▸ AIM OF THE EXERCISE
Search the listing below for the string "this" and copy every line where it occurs.

▸ SUPPLIED MATERIAL
——————————

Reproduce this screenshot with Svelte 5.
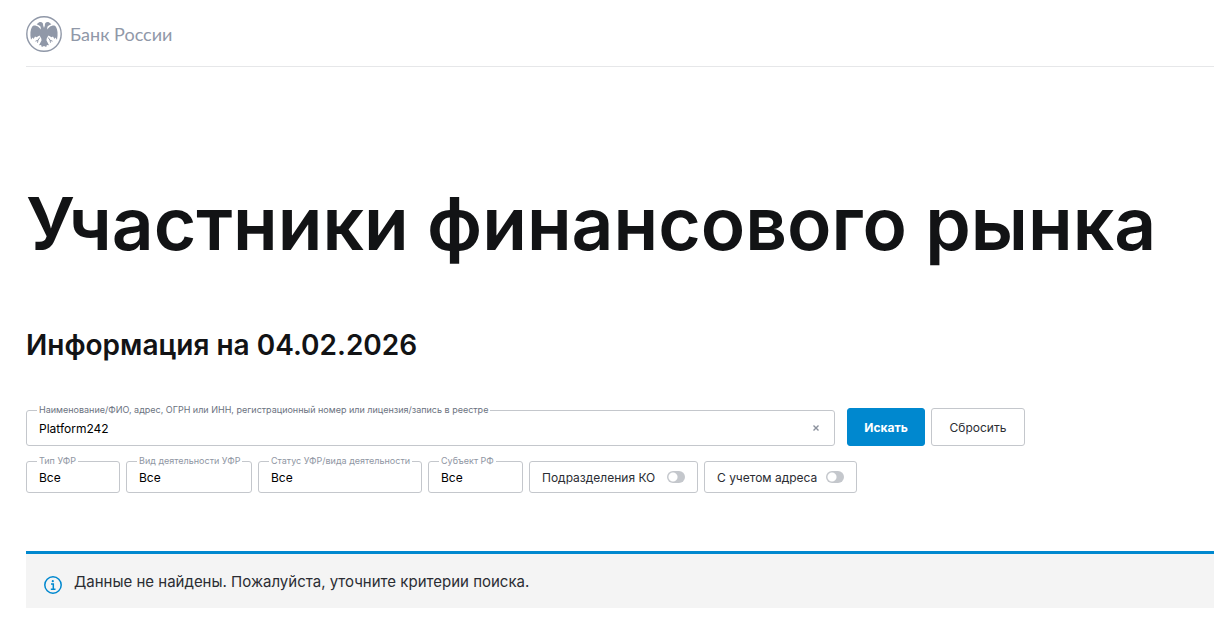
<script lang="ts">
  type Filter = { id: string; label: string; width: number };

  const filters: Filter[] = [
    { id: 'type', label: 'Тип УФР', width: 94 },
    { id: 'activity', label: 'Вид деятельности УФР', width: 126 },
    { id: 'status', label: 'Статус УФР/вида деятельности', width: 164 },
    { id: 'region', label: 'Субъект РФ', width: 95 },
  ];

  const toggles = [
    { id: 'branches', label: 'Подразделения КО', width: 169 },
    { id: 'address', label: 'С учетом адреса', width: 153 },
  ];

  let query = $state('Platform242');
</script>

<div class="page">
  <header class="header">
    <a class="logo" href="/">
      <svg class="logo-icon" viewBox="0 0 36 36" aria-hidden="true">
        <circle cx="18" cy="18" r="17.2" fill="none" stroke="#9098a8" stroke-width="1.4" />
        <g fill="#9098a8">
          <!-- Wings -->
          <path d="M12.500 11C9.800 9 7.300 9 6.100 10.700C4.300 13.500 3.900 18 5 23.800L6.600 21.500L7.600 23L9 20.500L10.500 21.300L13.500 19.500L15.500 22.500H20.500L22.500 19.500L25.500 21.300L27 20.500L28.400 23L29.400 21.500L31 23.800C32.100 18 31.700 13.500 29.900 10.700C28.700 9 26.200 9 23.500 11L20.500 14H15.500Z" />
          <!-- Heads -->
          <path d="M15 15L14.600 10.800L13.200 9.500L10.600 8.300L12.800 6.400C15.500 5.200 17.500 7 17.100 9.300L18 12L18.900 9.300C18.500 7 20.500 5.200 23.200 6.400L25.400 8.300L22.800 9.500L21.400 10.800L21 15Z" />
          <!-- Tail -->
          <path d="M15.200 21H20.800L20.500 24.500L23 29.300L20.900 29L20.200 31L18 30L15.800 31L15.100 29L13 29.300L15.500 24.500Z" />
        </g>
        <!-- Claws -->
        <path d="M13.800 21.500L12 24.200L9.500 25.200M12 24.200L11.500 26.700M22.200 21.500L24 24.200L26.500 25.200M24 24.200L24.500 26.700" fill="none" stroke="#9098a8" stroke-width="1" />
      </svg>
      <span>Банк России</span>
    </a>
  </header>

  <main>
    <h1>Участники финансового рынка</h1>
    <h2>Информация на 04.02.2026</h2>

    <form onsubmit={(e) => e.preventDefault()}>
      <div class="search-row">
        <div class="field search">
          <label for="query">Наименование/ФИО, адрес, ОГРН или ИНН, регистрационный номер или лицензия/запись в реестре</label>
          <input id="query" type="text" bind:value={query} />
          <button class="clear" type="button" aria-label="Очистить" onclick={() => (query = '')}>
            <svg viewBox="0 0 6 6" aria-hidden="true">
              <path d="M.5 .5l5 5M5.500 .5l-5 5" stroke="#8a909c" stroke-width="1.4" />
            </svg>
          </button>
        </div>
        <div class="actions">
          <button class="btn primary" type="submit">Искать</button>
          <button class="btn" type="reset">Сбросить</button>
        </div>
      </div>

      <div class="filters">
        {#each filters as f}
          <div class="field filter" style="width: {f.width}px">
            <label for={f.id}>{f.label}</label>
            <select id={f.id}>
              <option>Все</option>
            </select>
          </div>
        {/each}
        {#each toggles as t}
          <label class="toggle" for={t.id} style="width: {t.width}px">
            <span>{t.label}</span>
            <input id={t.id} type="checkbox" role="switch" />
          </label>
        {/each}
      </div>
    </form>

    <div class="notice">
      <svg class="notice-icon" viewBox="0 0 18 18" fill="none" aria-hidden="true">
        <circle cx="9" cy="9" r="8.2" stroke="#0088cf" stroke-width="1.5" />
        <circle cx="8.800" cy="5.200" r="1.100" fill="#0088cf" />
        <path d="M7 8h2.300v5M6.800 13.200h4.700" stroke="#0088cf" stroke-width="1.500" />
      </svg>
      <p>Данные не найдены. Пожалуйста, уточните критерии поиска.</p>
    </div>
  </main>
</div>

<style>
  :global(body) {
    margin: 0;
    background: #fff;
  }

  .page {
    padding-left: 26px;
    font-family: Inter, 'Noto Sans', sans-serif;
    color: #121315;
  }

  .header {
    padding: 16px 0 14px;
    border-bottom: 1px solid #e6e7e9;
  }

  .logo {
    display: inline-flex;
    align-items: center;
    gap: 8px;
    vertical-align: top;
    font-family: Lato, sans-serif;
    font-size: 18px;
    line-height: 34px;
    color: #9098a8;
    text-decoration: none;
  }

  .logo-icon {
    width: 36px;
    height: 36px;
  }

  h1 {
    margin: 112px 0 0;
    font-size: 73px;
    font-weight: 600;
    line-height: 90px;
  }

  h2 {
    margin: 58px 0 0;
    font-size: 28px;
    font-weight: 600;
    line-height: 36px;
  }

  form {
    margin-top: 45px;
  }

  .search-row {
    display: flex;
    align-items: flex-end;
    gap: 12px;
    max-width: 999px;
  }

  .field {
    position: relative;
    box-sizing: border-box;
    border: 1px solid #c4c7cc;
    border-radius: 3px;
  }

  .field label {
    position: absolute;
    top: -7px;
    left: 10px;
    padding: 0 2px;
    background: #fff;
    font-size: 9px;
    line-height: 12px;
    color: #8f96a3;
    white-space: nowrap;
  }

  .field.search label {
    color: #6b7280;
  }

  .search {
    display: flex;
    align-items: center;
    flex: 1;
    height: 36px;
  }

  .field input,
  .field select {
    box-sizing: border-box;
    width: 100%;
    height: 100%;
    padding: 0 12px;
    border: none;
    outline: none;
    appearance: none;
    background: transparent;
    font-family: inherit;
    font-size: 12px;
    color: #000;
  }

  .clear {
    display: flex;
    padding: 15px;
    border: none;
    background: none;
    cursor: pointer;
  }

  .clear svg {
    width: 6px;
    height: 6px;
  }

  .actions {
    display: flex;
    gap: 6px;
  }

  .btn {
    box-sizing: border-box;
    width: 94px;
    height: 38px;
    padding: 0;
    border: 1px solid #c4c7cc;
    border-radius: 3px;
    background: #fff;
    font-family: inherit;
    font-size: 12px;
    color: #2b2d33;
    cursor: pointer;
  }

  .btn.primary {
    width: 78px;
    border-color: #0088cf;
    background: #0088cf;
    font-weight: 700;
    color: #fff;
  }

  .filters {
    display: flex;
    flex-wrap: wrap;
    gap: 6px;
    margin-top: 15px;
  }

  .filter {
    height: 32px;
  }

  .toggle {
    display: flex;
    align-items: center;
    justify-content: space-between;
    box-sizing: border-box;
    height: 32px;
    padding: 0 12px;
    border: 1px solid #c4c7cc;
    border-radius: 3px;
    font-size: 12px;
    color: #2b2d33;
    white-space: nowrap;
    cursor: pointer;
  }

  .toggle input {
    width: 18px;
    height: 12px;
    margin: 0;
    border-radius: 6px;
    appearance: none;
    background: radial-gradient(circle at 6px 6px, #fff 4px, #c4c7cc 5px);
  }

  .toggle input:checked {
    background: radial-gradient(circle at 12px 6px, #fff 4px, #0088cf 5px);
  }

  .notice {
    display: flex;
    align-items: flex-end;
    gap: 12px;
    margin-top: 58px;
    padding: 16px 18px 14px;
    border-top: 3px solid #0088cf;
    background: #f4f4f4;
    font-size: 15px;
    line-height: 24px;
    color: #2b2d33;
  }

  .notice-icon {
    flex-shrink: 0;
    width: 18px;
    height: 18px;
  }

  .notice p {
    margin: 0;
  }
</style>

——————————

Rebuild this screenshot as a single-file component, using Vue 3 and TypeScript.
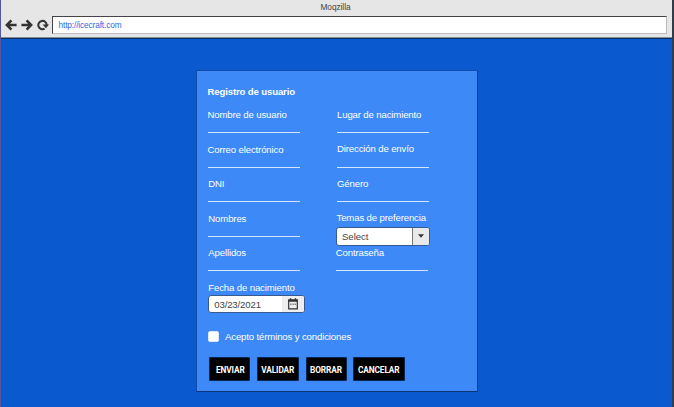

——————————

▸ EXERCISE OUTPUT
Reproduce this screenshot with Svelte 5.
Rebuild this screenshot as a single-file component, using Vue 3 and TypeScript.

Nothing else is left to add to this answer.